Best Toilet Bowl Cleaners
These products, from brands like Great Value, Lysol, and Nature Clean, can make cleaning easier
When you shop through retailer links on our site, we may earn affiliate commissions. 100% of the fees we collect are used to support our nonprofit mission. Learn more.
We all want our bathrooms to sparkle, right? But, as anyone who’s wielded a toilet brush can tell you, keeping them clean can be a real chore.
Consumer Reports recently tested nearly a dozen toilet bowl cleaners from popular brands such as Clorox, Lysol, and Seventh Generation. We examined a range of options, including traditional liquids and gels, as well as sheet and tab products that dissolve once dropped in the water.
Best Toilets From CR's Tests
We flushed plastic balls, sponges, and water-filled condoms to find models that don’t clog.
Best Toilet Bowl Cleaners
The cleaners that top our ratings most effectively removed a proprietary mixture of sticky, organic ingredients dried onto porcelain plates—meant to mimic solid waste on the surface of your porcelain toilet bowl.
To standardize testing, we applied an equal amount of cleaner (mixed into a water-based solution) onto a dirty plate and then set up a rig to drag a brush across it for 3 minutes. The top performers, featured below, removed the most waste when assessed both visually and by weight.
Because they come in bottles with pointed nozzles, liquid and gel cleaners allow you to get all around the bowl and under the lip, while dissolvable cleaners that you drop into the bowl can reduce mess by avoiding drips or leaks during handling and may take up less space in your cabinet. Either style can work; it’s largely a matter of personal preference.
How CR Tests Toilet Bowl Cleaners
The products that perform best in our ratings removed the largest amount of solid waste from a porcelain plate during testing.
To start, our experts concocted a proprietary sticky mixture and dried it onto porcelain plates.
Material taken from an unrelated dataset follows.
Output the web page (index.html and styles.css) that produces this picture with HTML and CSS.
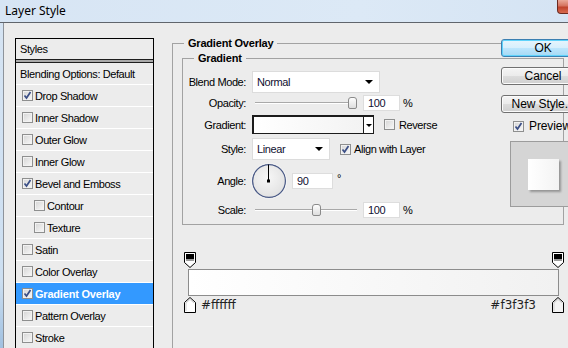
FILE: index.html
```html
<!DOCTYPE html>
<html lang="en">
<head>
  <meta charset="UTF-8">
  <meta name="viewport" content="width=device-width, initial-scale=1.0">
  <title>Layer Style</title>
  <link rel="stylesheet" href="styles.css">
</head>
<body>
  <div class="window">
    <div class="titlebar">
      <span class="title">Layer Style</span>
      <span class="close"></span>
    </div>

    <div class="client">
      <!-- styles list -->
      <div class="styles-list">
        <div class="item header">Styles</div>
        <div class="item blending">Blending Options: Default</div>
        <div class="item"><span class="check on"><svg viewBox="0 0 9 9"><path d="M1.5 4.5l2 2.5l4-6" /></svg></span>Drop Shadow</div>
        <div class="item"><span class="check"></span>Inner Shadow</div>
        <div class="item"><span class="check"></span>Outer Glow</div>
        <div class="item"><span class="check"></span>Inner Glow</div>
        <div class="item"><span class="check on"><svg viewBox="0 0 9 9"><path d="M1.5 4.5l2 2.5l4-6" /></svg></span>Bevel and Emboss</div>
        <div class="item sub"><span class="check"></span>Contour</div>
        <div class="item sub"><span class="check"></span>Texture</div>
        <div class="item"><span class="check"></span>Satin</div>
        <div class="item"><span class="check"></span>Color Overlay</div>
        <div class="item active"><span class="check on"><svg viewBox="0 0 9 9"><path d="M1.5 4.5l2 2.5l4-6" /></svg></span>Gradient Overlay</div>
        <div class="item"><span class="check"></span>Pattern Overlay</div>
        <div class="item"><span class="check"></span>Stroke</div>
      </div>

      <!-- gradient overlay settings -->
      <div class="main">
        <fieldset class="group outer">
          <legend>Gradient Overlay</legend>
          <fieldset class="group inner">
            <legend>Gradient</legend>

            <div class="row row-blend">
              <span class="lbl">Blend Mode:</span>
              <div class="select blend-select"><span>Normal</span><span class="arrow"></span></div>
            </div>

            <div class="row row-opacity">
              <span class="lbl">Opacity:</span>
              <div class="slider"><span class="track"></span><span class="thumb" style="left: 96px"></span></div>
              <div class="field">100</div>
              <span class="unit">%</span>
            </div>

            <div class="row row-gradient">
              <span class="lbl">Gradient:</span>
              <div class="grad-pick"><span class="grad-swatch"></span><span class="grad-drop"><span class="arrow small"></span></span></div>
              <label class="opt opt-reverse"><span class="check"></span>Reverse</label>
            </div>

            <div class="row row-style">
              <span class="lbl">Style:</span>
              <div class="select style-select"><span>Linear</span><span class="arrow"></span></div>
              <label class="opt opt-align"><span class="check on"><svg viewBox="0 0 9 9"><path d="M1.5 4.5l2 2.5l4-6" /></svg></span>Align with Layer</label>
            </div>

            <div class="row row-angle">
              <span class="lbl">Angle:</span>
              <svg class="dial" width="36" height="36" viewBox="0 0 36 36">
                <defs>
                  <radialGradient id="dialFill" cx="45%" cy="40%" r="60%">
                    <stop offset="0" stop-color="#f7f7f7" />
                    <stop offset="1" stop-color="#e2e2e2" />
                  </radialGradient>
                </defs>
                <circle cx="18" cy="18" r="16.5" fill="url(#dialFill)" stroke="#4a5a86" stroke-width="1.4" />
                <circle cx="18" cy="18" r="17.5" fill="none" stroke="#fafafa" stroke-width="0.8" />
                <line x1="17.5" y1="18" x2="17.5" y2="1.5" stroke="#000" stroke-width="1" />
                <rect x="16" y="16.5" width="3" height="3" fill="#000" />
              </svg>
              <div class="field angle-field">90</div>
              <span class="degree">°</span>
            </div>

            <div class="row row-scale">
              <span class="lbl">Scale:</span>
              <div class="slider"><span class="track"></span><span class="thumb" style="left: 60px"></span></div>
              <div class="field">100</div>
              <span class="unit">%</span>
            </div>
          </fieldset>

          <div class="grad-editor">
            <div class="stops">
              <svg width="12" height="16" viewBox="0 0 12 16"><path d="M0.5 0.5h11v10l-5.5 5l-5.5-5z" fill="#fff" stroke="#000" /><rect x="2" y="2" width="8" height="5" fill="#000" /><rect x="2" y="7" width="8" height="2" fill="#9a9a9a" /></svg>
              <svg width="12" height="16" viewBox="0 0 12 16"><path d="M0.5 0.5h11v10l-5.5 5l-5.5-5z" fill="#fff" stroke="#000" /><rect x="2" y="2" width="8" height="5" fill="#000" /><rect x="2" y="7" width="8" height="2" fill="#9a9a9a" /></svg>
            </div>
            <div class="grad-bar"></div>
            <div class="stops bottom">
              <svg width="12" height="16" viewBox="0 0 12 16"><path d="M0.5 15.5v-10l5.5-5l5.5 5v10z" fill="#fff" stroke="#000" /><path d="M2 14v-8l4-3.6l4 3.6" fill="none" stroke="#cfcfcf" /></svg>
              <span class="hex">#ffffff</span>
              <span class="hex right">#f3f3f3</span>
              <svg width="12" height="16" viewBox="0 0 12 16"><path d="M0.5 15.5v-10l5.5-5l5.5 5v10z" fill="#f3f3f3" stroke="#000" /><path d="M2 14v-8l4-3.6l4 3.6" fill="none" stroke="#cfcfcf" /></svg>
            </div>
          </div>
        </fieldset>
      </div>

      <!-- buttons and preview -->
      <div class="side">
        <button class="btn default">OK</button>
        <button class="btn">Cancel</button>
        <button class="btn last">New Style...</button>
        <label class="opt preview-check"><span class="check on"><svg viewBox="0 0 9 9"><path d="M1.5 4.5l2 2.5l4-6" /></svg></span>Preview</label>
        <div class="preview"><span class="swatch"></span></div>
      </div>
    </div>
  </div>
</body>
</html>
```

FILE: styles.css
```css
* {
  margin: 0;
  padding: 0;
  box-sizing: border-box;
}

html, body {
  width: 568px;
  height: 348px;
  overflow: hidden;
}

body {
  font-family: "Liberation Sans", Arial, sans-serif;
  font-size: 11px;
  letter-spacing: -0.4px;
  color: #000;
  background: #ececec;
}

.window {
  width: 600px;
  height: 400px;
  background: linear-gradient(#d6e4f3, #cddff1 70%, #7ea9d3);
}

/* title bar */
.titlebar {
  height: 23px;
  display: flex;
  align-items: flex-start;
  justify-content: space-between;
  background: linear-gradient(to right, #d7e5f4, #dce9f6 60%, #d4e3f3);
  border-bottom: 1px solid #60656c;
}

.title {
  font-family: "Noto Sans", sans-serif;
  font-size: 12px;
  letter-spacing: 0;
  line-height: 21px;
  padding-left: 5px;
}

.close {
  width: 43px;
  height: 14px;
  border: 1px solid #6b2a20;
  border-top: none;
  border-radius: 0 0 0 4px;
  background: linear-gradient(#eaa999, #d5735f 45%, #c0432c 55%, #d86a4f);
}

.client {
  display: flex;
  align-items: flex-start;
  height: 377px;
  margin-left: 3px;
  border-left: 1px solid #8d939b;
  background: #ececec;
  padding: 15px 0 0 11px;
}

/* styles list */
.styles-list {
  width: 139px;
  height: 330px;
  flex-shrink: 0;
  border: 1px solid #000;
}

.item {
  height: 22px;
  display: flex;
  align-items: center;
  gap: 2px;
  padding-left: 6px;
  border-bottom: 1px solid #fff;
  white-space: nowrap;
}

.item.header {
  height: 21px;
  padding-left: 4px;
  margin-bottom: 3px;
  border-bottom: 1px solid #1e1e1e;
  box-shadow: 0 2px 0 #a9a9a9, 0 3px 0 #1e1e1e;
}

.item.blending {
  padding-left: 4px;
}

.item.sub {
  padding-left: 18px;
}

.item.active {
  background: #3399ff;
  color: #fff;
  font-weight: bold;
  letter-spacing: -0.2px;
}

.check {
  width: 11px;
  height: 11px;
  flex-shrink: 0;
  display: inline-flex;
  align-items: center;
  justify-content: center;
  border: 1px solid #8e8f8f;
  background: linear-gradient(135deg, #d4d4d4, #f9f9f9);
  box-shadow: inset 0 0 0 1px #f2f2f2;
}

.check svg {
  width: 9px;
  height: 9px;
}

.check path {
  fill: none;
  stroke: #3b4f86;
  stroke-width: 1.7;
}

/* settings panel */
.main {
  width: 309px;
  margin-left: 18px;
  flex-shrink: 0;
}

fieldset.group {
  border: 1px solid #a2a2a2;
}

fieldset.group legend {
  font-weight: bold;
  letter-spacing: -0.2px;
  line-height: 13px;
  padding: 0 4px;
}

.outer {
  height: 360px;
  margin-top: -1px;
  padding: 2px 8px 0 9px;
}

.outer > legend {
  margin-left: 2px;
}

.inner {
  padding: 6px 8px 6px 5px;
}

.inner > legend {
  margin-left: 6px;
}

.row {
  display: flex;
  align-items: center;
  white-space: nowrap;
}

.lbl {
  width: 58px;
  margin-right: 6px;
  text-align: right;
  flex-shrink: 0;
}

.row-blend { height: 22px; }
.row-opacity { height: 16px; margin-top: 2px; }
.row-gradient { height: 19px; margin-top: 4px; }
.row-style { height: 22px; margin-top: 4px; }
.row-angle { height: 36px; margin-top: 3px; }
.row-scale { height: 16px; margin-top: 3px; }

.select {
  height: 22px;
  display: flex;
  align-items: center;
  justify-content: space-between;
  padding: 0 6px 0 4px;
  background: #fff;
  border: 1px solid #dcdcdc;
  color: #101030;
}

.blend-select { width: 128px; }
.style-select { width: 78px; }

.arrow {
  width: 0;
  height: 0;
  border-left: 4px solid transparent;
  border-right: 4px solid transparent;
  border-top: 4px solid #000;
}

.arrow.small {
  border-left-width: 3px;
  border-right-width: 3px;
  border-top-width: 3px;
}

.slider {
  position: relative;
  width: 108px;
  height: 16px;
}

.track {
  position: absolute;
  left: 3px;
  right: 3px;
  top: 7px;
  height: 2px;
  border-top: 1px solid #a9a9a9;
  border-bottom: 1px solid #fff;
}

.thumb {
  position: absolute;
  top: 2px;
  width: 9px;
  height: 12px;
  border: 1px solid #8a8a8a;
  border-radius: 3px 3px 2px 2px;
  background: linear-gradient(#fdfdfd, #dedede);
}

.field {
  width: 37px;
  height: 16px;
  margin-left: 3px;
  padding-left: 4px;
  line-height: 14px;
  background: #fff;
  border: 1px solid #dddddd;
  color: #101030;
}

.unit {
  margin-left: 3px;
}

.grad-pick {
  width: 122px;
  height: 19px;
  display: flex;
  border: 1px solid #1c1c1c;
  border-top-width: 2px;
  border-left-width: 2px;
}

.grad-swatch {
  flex: 1;
  background: linear-gradient(to right, #fff, #f3f3f3);
}

.grad-drop {
  width: 10px;
  display: flex;
  align-items: center;
  justify-content: center;
  border-left: 1px solid #1c1c1c;
  background: #fff;
}

.opt {
  display: flex;
  align-items: center;
  gap: 4px;
}

.opt-reverse { margin-left: 10px; }
.opt-align { margin-left: 10px; gap: 3px; }

.dial {
  display: block;
  margin-left: -1px;
}

.angle-field {
  width: 41px;
  margin-left: 5px;
}

.degree {
  margin-left: 4px;
  margin-top: -7px;
}

/* gradient editor */
.grad-editor {
  width: 380px;
  margin: 21px 0 0 2px;
  padding: 6px 0 7px;
  background: #ececec;
}

.stops {
  height: 17px;
  display: flex;
  justify-content: space-between;
  align-items: flex-start;
}

.stops svg {
  display: block;
}

.stops.bottom {
  height: 16px;
  margin-top: 1px;
  justify-content: flex-start;
  align-items: center;
}

.grad-bar {
  width: 371px;
  height: 27px;
  margin-left: 4px;
  border: 1px solid #8c8c8c;
  background: linear-gradient(to right, #fff, #f1f1f1);
}

.hex {
  font-family: "DejaVu Sans", Verdana, sans-serif;
  font-size: 12px;
  letter-spacing: 0;
  color: #222;
  margin-left: 5px;
}

.hex.right {
  margin-left: auto;
  margin-right: 16px;
}

/* buttons and preview */
.side {
  width: 84px;
  margin-left: 20px;
  padding-top: 1px;
  flex-shrink: 0;
}

.btn {
  display: block;
  width: 84px;
  height: 18px;
  margin-bottom: 10px;
  font-family: "Liberation Sans", Arial, sans-serif;
  font-size: 12px;
  letter-spacing: -0.1px;
  line-height: 16px;
  color: #000;
  border: 1px solid #707070;
  border-radius: 3px;
  background: linear-gradient(#f4f4f4, #ebebeb 50%, #dddddd 50%, #cfcfcf);
  box-shadow: inset 0 0 0 1px #fbfbfb;
}

.btn.default {
  border-color: #3c7fb1;
  background: linear-gradient(#e6f5fd, #d7effc 50%, #bde6fd 50%, #a6d9f4);
  box-shadow: inset 0 0 0 1px #5fd3fb;
}

.btn.last {
  margin-bottom: 7px;
}

.preview-check {
  height: 12px;
  margin-left: 12px;
  gap: 5px;
  font-size: 12px;
  letter-spacing: -0.1px;
}

.preview {
  width: 66px;
  height: 66px;
  margin: 9px 0 0 9px;
  display: flex;
  align-items: center;
  justify-content: center;
  border: 1px solid #9c9c9c;
  background: #d5d5d5;
}

.swatch {
  width: 31px;
  height: 31px;
  background: linear-gradient(to right, #fff, #f3f3f3);
  box-shadow: 2px 2px 2px rgba(0, 0, 0, 0.3);
}
```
We then got to cleaning: For each test, we applied the cleaner (as part of a water-based solution) to a soiled plate and, using a rig, uniformly dragged a toilet cleaning brush across for 3 minutes, mimicking scrubbing. For the solid sheet and tablet cleaners, we first dissolved the solid cleaner into water.
We measure the results by analyzing the amount of white porcelain visible before and after cleaning. This was calculated by counting pixels in photographs taken during testing and is represented by the “bowl cleaning” score. We also weighed the plate before and after cleaning to quantify how much solid waste was removed, represented by the “solid waste removal” score.
Our testing doesn’t assess a cleaner’s ability to remove stains or limescale buildup. It also doesn’t assess the validity of specific manufacturer claims, such as a cleaner being all-natural, nontoxic, antibacterial, or antiviral. We do include those claims in our ratings chart to help you shop, though. The rating of a cleaner’s scent tends to come down to preference, so that also isn’t incorporated into our scoring.